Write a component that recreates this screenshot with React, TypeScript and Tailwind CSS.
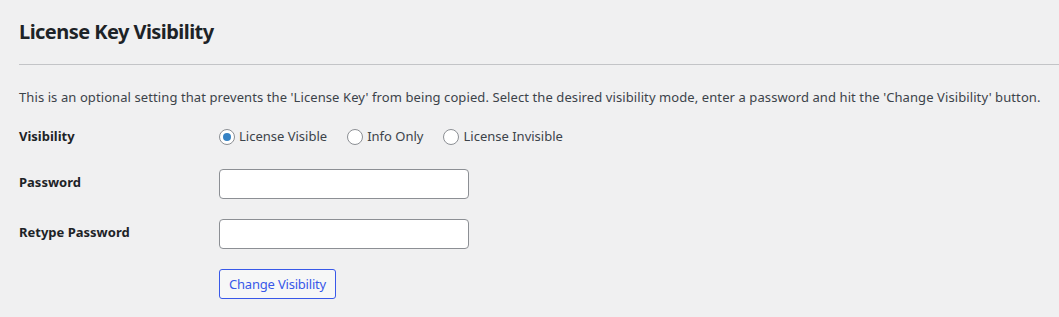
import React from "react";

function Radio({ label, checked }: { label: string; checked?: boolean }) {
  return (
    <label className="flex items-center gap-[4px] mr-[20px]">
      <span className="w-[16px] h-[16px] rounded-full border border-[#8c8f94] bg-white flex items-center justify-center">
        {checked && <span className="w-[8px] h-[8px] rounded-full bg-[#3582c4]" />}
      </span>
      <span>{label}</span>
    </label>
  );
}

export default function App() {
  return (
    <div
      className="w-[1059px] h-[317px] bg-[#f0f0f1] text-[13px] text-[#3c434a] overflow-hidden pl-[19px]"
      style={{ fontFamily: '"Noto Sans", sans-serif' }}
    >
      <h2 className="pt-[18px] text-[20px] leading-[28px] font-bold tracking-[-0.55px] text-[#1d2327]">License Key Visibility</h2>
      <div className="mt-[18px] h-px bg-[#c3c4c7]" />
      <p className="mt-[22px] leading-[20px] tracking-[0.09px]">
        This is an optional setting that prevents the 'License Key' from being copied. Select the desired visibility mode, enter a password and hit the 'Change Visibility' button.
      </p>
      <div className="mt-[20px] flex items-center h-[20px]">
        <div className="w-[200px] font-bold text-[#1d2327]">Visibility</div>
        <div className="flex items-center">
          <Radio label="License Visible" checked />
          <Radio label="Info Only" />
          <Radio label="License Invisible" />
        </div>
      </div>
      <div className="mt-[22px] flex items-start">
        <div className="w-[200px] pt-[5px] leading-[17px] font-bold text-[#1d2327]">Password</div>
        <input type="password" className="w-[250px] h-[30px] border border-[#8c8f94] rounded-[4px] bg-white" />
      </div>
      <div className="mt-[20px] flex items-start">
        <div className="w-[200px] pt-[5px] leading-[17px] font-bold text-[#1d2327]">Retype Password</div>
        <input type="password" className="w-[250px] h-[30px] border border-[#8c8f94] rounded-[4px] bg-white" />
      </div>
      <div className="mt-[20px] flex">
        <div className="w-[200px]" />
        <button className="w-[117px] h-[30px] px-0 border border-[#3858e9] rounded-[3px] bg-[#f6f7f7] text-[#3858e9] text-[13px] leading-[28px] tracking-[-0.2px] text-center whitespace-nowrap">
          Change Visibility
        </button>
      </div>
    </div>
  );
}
###
# Problem to solve
Your task is to restate word for word the lines from the top of the data to the line containing "import React from", both ends included, with every picture left out.

# Full output
Write a component that recreates this screenshot with React, TypeScript and Tailwind CSS.
import React from "react";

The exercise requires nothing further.